Gameplay From Canceled Lord of the Rings Game
The founder of Traveller's Tales showed fragments of gameplay from an abandoned project set in the universe of The Lord of the Rings. The creators spent over a million dollars on demos, but the publisher was not interested in the game.
Traveller's Tales studio is known mainly for creating LEGO games, including LEGO The Lord of the Rings and LEGO The Hobbit. It turns out that the developer also wanted to create a more serious work set in Tolkien's Middle-earth, but nothing came out of it. Moreover, this failure proved to be quite expensive for the developer.
This information was revealed by the founder of the studio, Jon Burton, on his YouTube channel GameHut. In 2008, Traveller's Tales wanted to create a game under license of The Hobbit. The team received six months to prepare a demo to convince the publisher to greenlight the project.

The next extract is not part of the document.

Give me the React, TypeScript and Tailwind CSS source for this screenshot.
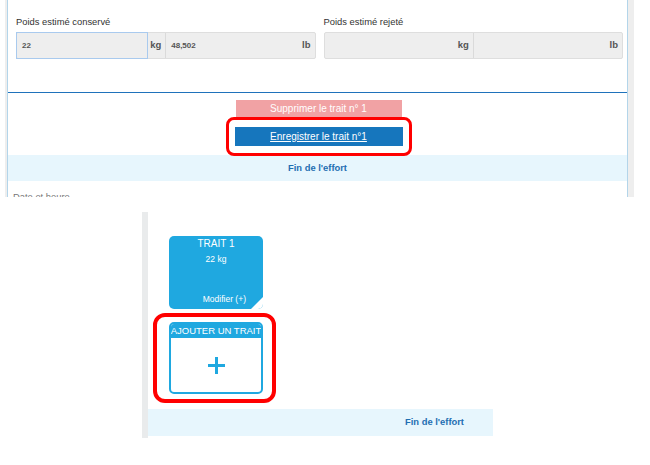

At that time, the cinema project was in its infancy and Traveller's Tales had nothing to base its demos on. Therefore, it was decided to follow the Lord of the Rings movie trilogy. The developers went all out and spent a total of over a million dollars to create four refined playable levels and five tech demos. They showed stealth mechanics, boss battles, open-world exploration, mechancs associated with the One Ring and the engine's ability to generate large-scale battles.
These efforts were appreciated by Peter Jackson and Guillermo del Toro (he was originally supposed to direct The Hobbit), but ultimately the project was not accepted by Warner Bros. The company wanted a game that would tell a different story from the film, and Traveller's Tales demos, faithfully reproducing sequences from the silver screen, did not convince the publisher that the studio would be able to handle the challenge. Thus, the developer had to accept the loss of many months of work and over a million dollars.
Jon Burton admits that his studio overdid it when making the demos. He doesn't regret it, however, because it was an invaluable experience for the studio, which eventually created two LEGO games set in the world of Lord of the Rings later on.